An idempotent operation is one that can be applied multiple times without changing the result beyond the initial application. If your data pipeline fails and needs to re-send a batch of data, an idempotent system will not create duplicate or conflicting records. This is often achieved by using unique keys for each data record. When combined with a versioning scheme, it allows you to replay data from a specific point in time to correct errors without causing inconsistencies, making your entire data flow more resilient and reliable.

A blueprint for trustworthy analytics

Building a consistent distributed OLAP environment is not about finding a single silver bullet.
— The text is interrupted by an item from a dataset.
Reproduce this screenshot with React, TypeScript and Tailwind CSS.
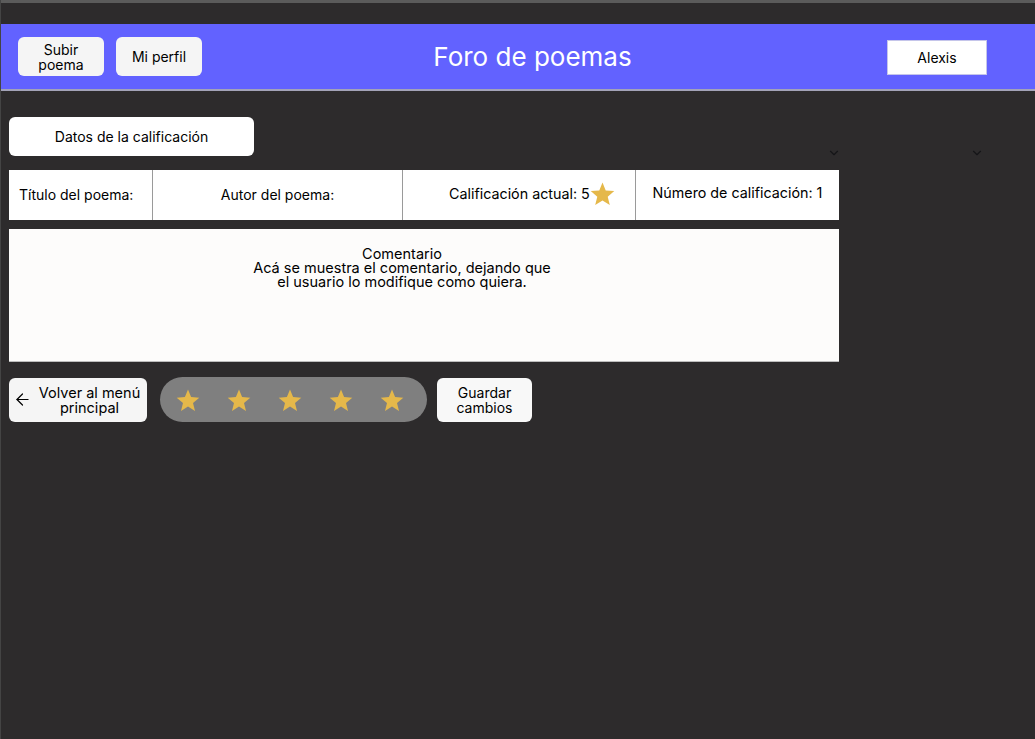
import React from 'react';
import { ArrowLeft, ChevronDown } from 'lucide-react';

const Star = ({ size = 24 }: { size?: number }) => (
    <svg width={size} height={size} viewBox="0 0 24 24" className="shrink-0">
        <path d="M12 1.5l3.1 7.6 8.2.6-6.3 5.3 2 8-7-4.4-7 4.4 2-8L.7 9.7l8.2-.6z" fill="#e5b84a" />
    </svg>
);

export default function App() {
    return (
        <div className="w-[1035px] h-[739px] bg-[#2d2b2c] border-l border-[#444] text-black overflow-hidden" style={{ fontFamily: 'Inter, "Noto Sans", sans-serif' }}>
            <div className="h-[3px] bg-[#5b5b5b]" />
            {/* header */}
            <header className="mt-[21px] h-[67px] bg-[#6262ff] border-b-2 border-[#a3a3b8] flex items-center px-[17px]">
                <div className="flex gap-3">
                    <button className="w-[86px] h-[39px] rounded-md bg-[#f5f5f5] text-[14px] leading-[15px]">Subir<br />poema</button>
                    <button className="w-[86px] h-[39px] rounded-md bg-[#f5f5f5] text-[14px]">Mi perfil</button>
                </div>
                <h1 className="flex-1 text-center text-white text-[26px] pr-[24px]">Foro de poemas</h1>
                <div className="w-[100px] h-[35px] bg-white border border-[#c5c5ea] flex items-center justify-center text-[14px] mr-[31px] mt-[2px]">Alexis</div>
            </header>

            <main className="pl-[8px] pt-[26px]">
                <div className="flex items-start h-[39px] overflow-visible">
                    <button className="w-[245px] h-[39px] rounded-md bg-white text-[14px]">Datos de la calificación</button>
                    <ChevronDown className="ml-[573px] mt-[29px] text-[#151518]" size={14} strokeWidth={2} />
                    <ChevronDown className="ml-[129px] mt-[29px] text-[#151518]" size={14} strokeWidth={2} />
                </div>

                <div className="mt-[14px] w-[830px] h-[50px] flex bg-white text-[14px]">
                    <div className="w-[144px] border-r border-[#9a9a9a] flex items-center pl-[10px] pb-[1px]">Título del poema:</div>
                    <div className="w-[250px] border-r border-[#9a9a9a] flex items-center justify-center pb-[1px]">Autor del poema:</div>
                    <div className="w-[233px] border-r border-[#9a9a9a] flex items-center pl-[46px] pb-[3px] text-[14.3px]">
                        Calificación actual: 5<Star size={25} />
                    </div>
                    <div className="flex-1 flex items-center justify-center pb-[5px] text-[14.3px]">Número de calificación: 1</div>
                </div>

                <div className="mt-[9px] w-[830px] h-[133px] bg-[#fdfcfb] border-b border-[#bdbdbd] pt-[18px] pr-[44px] text-center text-[14.5px] leading-[14px]">
                    Comentario<br />
                    Acá se muestra el comentario, dejando que<br />
                    el usuario lo modifique como quiera.
                </div>

                <div className="mt-[15px] flex items-center">
                    <button className="w-[138px] h-[44px] rounded-md bg-[#f5f5f5] flex items-center pl-[4px] text-[14.5px] leading-[15px]">
                        <ArrowLeft size={19} strokeWidth={1.5} />
                        <span className="flex-1 text-center">Volver al menú<br />principal</span>
                    </button>
                    <div className="ml-[13px] w-[267px] h-[45px] rounded-full bg-[#7f7f7f] flex items-center gap-[27px] pl-[16px]">
                        <Star /><Star /><Star /><Star /><Star />
                    </div>
                    <button className="ml-[10px] w-[95px] h-[44px] rounded-md bg-[#f8f8f8] text-[14px] leading-[15px]">Guardar<br />cambios</button>
                </div>
            </main>
        </div>
    );
}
It is about layering these strategies into a coherent architecture.

Start at the source. Ensure your data ingestion pipelines are designed to be replayable and idempotent. This creates a solid foundation.
Configure your OLAP system to use clear time-based partitioning. This creates the “containers” for your data and establishes the concept of a finalized dataset.
Implement a watermarking mechanism, either provided by your OLAP system or built into your orchestration tooling. This provides the signal that tells your applications when data is ready.
Educate your data consumers. Dashboards and reports should be clearly labeled to indicate whether they are showing real-time data, which may be eventually consistent, or finalized data from a closed partition. This transparency builds trust and sets the right expectations.

Conclusion

Data consistency in distributed OLAP systems is a complex but manageable challenge. The goal is not to force these systems to behave like their transactional cousins, which would sacrifice their core strengths. Instead, the strategic approach is to understand the inherent trade-offs and implement a layered set of architectural patterns and governance practices.
By thoughtfully applying versioning, watermarks, and idempotent design, you can transform data consistency from a worrying uncertainty into a managed feature of your platform. This allows you to harness the immense power of distributed analytics while providing the reliable, trustworthy data that your business needs to make confident decisions.